● EXERCISE: Leave out the images; return the rest of the data exactly.

● DATA SECTION:
____________________

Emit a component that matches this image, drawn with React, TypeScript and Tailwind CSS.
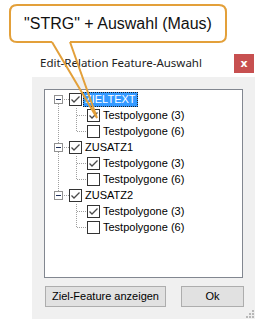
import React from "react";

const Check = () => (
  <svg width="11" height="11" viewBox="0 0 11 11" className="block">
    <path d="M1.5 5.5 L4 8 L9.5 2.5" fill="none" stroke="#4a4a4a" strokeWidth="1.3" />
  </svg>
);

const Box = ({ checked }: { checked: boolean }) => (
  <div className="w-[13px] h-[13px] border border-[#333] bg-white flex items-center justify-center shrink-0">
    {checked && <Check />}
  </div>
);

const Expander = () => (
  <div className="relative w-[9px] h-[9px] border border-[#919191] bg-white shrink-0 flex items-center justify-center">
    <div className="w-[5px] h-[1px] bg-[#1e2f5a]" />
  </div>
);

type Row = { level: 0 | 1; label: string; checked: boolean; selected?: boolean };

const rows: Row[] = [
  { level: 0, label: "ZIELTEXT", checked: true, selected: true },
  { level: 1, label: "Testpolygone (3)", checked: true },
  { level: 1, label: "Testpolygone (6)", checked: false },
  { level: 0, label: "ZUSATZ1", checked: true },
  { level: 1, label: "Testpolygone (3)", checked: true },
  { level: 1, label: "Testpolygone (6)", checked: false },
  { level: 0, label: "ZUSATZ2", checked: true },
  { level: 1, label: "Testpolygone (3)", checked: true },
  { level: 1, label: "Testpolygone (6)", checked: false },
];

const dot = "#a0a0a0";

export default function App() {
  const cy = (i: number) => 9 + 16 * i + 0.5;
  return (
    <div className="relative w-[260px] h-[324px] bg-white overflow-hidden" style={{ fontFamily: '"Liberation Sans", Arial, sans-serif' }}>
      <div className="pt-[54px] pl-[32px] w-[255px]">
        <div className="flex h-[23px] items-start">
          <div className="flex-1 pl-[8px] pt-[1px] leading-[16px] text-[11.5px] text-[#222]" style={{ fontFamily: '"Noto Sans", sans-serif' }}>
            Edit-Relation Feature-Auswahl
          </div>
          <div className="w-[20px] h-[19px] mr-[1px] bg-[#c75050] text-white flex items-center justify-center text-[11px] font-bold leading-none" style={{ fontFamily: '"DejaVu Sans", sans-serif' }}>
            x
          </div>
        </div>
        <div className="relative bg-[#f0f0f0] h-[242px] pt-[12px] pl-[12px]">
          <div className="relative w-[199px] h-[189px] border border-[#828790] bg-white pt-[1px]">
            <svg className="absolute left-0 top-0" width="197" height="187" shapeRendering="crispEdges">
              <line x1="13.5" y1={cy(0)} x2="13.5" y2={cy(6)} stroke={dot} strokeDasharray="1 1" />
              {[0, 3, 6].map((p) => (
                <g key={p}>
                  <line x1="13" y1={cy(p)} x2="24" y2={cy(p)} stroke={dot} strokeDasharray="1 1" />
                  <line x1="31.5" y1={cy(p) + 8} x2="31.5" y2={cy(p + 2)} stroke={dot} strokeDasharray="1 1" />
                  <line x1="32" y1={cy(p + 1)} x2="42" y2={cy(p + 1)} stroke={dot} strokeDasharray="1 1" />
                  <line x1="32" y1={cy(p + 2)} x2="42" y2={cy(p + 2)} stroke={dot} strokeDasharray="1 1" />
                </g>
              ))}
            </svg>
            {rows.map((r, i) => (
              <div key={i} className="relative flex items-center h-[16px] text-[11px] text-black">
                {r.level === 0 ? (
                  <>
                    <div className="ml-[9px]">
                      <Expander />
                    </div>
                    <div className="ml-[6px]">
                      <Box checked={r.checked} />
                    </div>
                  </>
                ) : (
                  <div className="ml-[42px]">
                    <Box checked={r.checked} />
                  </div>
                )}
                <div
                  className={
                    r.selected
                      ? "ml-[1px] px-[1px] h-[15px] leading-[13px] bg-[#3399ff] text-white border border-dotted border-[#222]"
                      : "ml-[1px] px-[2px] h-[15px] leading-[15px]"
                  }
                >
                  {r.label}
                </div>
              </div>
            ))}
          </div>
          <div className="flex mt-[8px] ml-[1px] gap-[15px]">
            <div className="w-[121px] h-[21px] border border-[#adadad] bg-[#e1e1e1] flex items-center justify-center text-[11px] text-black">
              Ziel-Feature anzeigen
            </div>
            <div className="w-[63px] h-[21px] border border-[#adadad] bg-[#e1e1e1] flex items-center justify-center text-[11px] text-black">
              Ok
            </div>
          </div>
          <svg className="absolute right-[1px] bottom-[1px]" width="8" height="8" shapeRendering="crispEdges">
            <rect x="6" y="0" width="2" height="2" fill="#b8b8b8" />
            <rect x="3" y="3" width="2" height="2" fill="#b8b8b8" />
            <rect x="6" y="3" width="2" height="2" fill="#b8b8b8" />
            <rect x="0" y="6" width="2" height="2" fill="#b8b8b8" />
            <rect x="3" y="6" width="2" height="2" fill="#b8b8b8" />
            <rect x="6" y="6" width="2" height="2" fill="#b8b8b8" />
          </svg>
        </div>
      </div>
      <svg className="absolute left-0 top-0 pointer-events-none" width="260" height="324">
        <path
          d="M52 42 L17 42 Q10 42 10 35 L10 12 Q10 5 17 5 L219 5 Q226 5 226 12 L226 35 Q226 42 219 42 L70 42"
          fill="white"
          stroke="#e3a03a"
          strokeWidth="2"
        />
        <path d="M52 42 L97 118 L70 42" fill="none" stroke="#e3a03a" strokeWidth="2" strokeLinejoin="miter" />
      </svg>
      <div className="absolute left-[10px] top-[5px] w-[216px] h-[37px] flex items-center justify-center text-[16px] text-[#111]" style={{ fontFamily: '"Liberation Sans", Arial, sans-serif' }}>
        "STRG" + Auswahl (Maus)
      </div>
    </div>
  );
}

____________________

● CORRECT RESPONSE:
Emit a component that matches this image, drawn with React, TypeScript and Tailwind CSS.
import React from "react";

const Check = () => (
  <svg width="11" height="11" viewBox="0 0 11 11" className="block">
    <path d="M1.5 5.5 L4 8 L9.5 2.5" fill="none" stroke="#4a4a4a" strokeWidth="1.3" />
  </svg>
);

const Box = ({ checked }: { checked: boolean }) => (
  <div className="w-[13px] h-[13px] border border-[#333] bg-white flex items-center justify-center shrink-0">
    {checked && <Check />}
  </div>
);

const Expander = () => (
  <div className="relative w-[9px] h-[9px] border border-[#919191] bg-white shrink-0 flex items-center justify-center">
    <div className="w-[5px] h-[1px] bg-[#1e2f5a]" />
  </div>
);

type Row = { level: 0 | 1; label: string; checked: boolean; selected?: boolean };

const rows: Row[] = [
  { level: 0, label: "ZIELTEXT", checked: true, selected: true },
  { level: 1, label: "Testpolygone (3)", checked: true },
  { level: 1, label: "Testpolygone (6)", checked: false },
  { level: 0, label: "ZUSATZ1", checked: true },
  { level: 1, label: "Testpolygone (3)", checked: true },
  { level: 1, label: "Testpolygone (6)", checked: false },
  { level: 0, label: "ZUSATZ2", checked: true },
  { level: 1, label: "Testpolygone (3)", checked: true },
  { level: 1, label: "Testpolygone (6)", checked: false },
];

const dot = "#a0a0a0";

export default function App() {
  const cy = (i: number) => 9 + 16 * i + 0.5;
  return (
    <div className="relative w-[260px] h-[324px] bg-white overflow-hidden" style={{ fontFamily: '"Liberation Sans", Arial, sans-serif' }}>
      <div className="pt-[54px] pl-[32px] w-[255px]">
        <div className="flex h-[23px] items-start">
          <div className="flex-1 pl-[8px] pt-[1px] leading-[16px] text-[11.5px] text-[#222]" style={{ fontFamily: '"Noto Sans", sans-serif' }}>
            Edit-Relation Feature-Auswahl
          </div>
          <div className="w-[20px] h-[19px] mr-[1px] bg-[#c75050] text-white flex items-center justify-center text-[11px] font-bold leading-none" style={{ fontFamily: '"DejaVu Sans", sans-serif' }}>
            x
          </div>
        </div>
        <div className="relative bg-[#f0f0f0] h-[242px] pt-[12px] pl-[12px]">
          <div className="relative w-[199px] h-[189px] border border-[#828790] bg-white pt-[1px]">
            <svg className="absolute left-0 top-0" width="197" height="187" shapeRendering="crispEdges">
              <line x1="13.5" y1={cy(0)} x2="13.5" y2={cy(6)} stroke={dot} strokeDasharray="1 1" />
              {[0, 3, 6].map((p) => (
                <g key={p}>
                  <line x1="13" y1={cy(p)} x2="24" y2={cy(p)} stroke={dot} strokeDasharray="1 1" />
                  <line x1="31.5" y1={cy(p) + 8} x2="31.5" y2={cy(p + 2)} stroke={dot} strokeDasharray="1 1" />
                  <line x1="32" y1={cy(p + 1)} x2="42" y2={cy(p + 1)} stroke={dot} strokeDasharray="1 1" />
                  <line x1="32" y1={cy(p + 2)} x2="42" y2={cy(p + 2)} stroke={dot} strokeDasharray="1 1" />
                </g>
              ))}
            </svg>
            {rows.map((r, i) => (
              <div key={i} className="relative flex items-center h-[16px] text-[11px] text-black">
                {r.level === 0 ? (
                  <>
                    <div className="ml-[9px]">
                      <Expander />
                    </div>
                    <div className="ml-[6px]">
                      <Box checked={r.checked} />
                    </div>
                  </>
                ) : (
                  <div className="ml-[42px]">
                    <Box checked={r.checked} />
                  </div>
                )}
                <div
                  className={
                    r.selected
                      ? "ml-[1px] px-[1px] h-[15px] leading-[13px] bg-[#3399ff] text-white border border-dotted border-[#222]"
                      : "ml-[1px] px-[2px] h-[15px] leading-[15px]"
                  }
                >
                  {r.label}
                </div>
              </div>
            ))}
          </div>
          <div className="flex mt-[8px] ml-[1px] gap-[15px]">
            <div className="w-[121px] h-[21px] border border-[#adadad] bg-[#e1e1e1] flex items-center justify-center text-[11px] text-black">
              Ziel-Feature anzeigen
            </div>
            <div className="w-[63px] h-[21px] border border-[#adadad] bg-[#e1e1e1] flex items-center justify-center text-[11px] text-black">
              Ok
            </div>
          </div>
          <svg className="absolute right-[1px] bottom-[1px]" width="8" height="8" shapeRendering="crispEdges">
            <rect x="6" y="0" width="2" height="2" fill="#b8b8b8" />
            <rect x="3" y="3" width="2" height="2" fill="#b8b8b8" />
            <rect x="6" y="3" width="2" height="2" fill="#b8b8b8" />
            <rect x="0" y="6" width="2" height="2" fill="#b8b8b8" />
            <rect x="3" y="6" width="2" height="2" fill="#b8b8b8" />
            <rect x="6" y="6" width="2" height="2" fill="#b8b8b8" />
          </svg>
        </div>
      </div>
      <svg className="absolute left-0 top-0 pointer-events-none" width="260" height="324">
        <path
          d="M52 42 L17 42 Q10 42 10 35 L10 12 Q10 5 17 5 L219 5 Q226 5 226 12 L226 35 Q226 42 219 42 L70 42"
          fill="white"
          stroke="#e3a03a"
          strokeWidth="2"
        />
        <path d="M52 42 L97 118 L70 42" fill="none" stroke="#e3a03a" strokeWidth="2" strokeLinejoin="miter" />
      </svg>
      <div className="absolute left-[10px] top-[5px] w-[216px] h-[37px] flex items-center justify-center text-[16px] text-[#111]" style={{ fontFamily: '"Liberation Sans", Arial, sans-serif' }}>
        "STRG" + Auswahl (Maus)
      </div>
    </div>
  );
}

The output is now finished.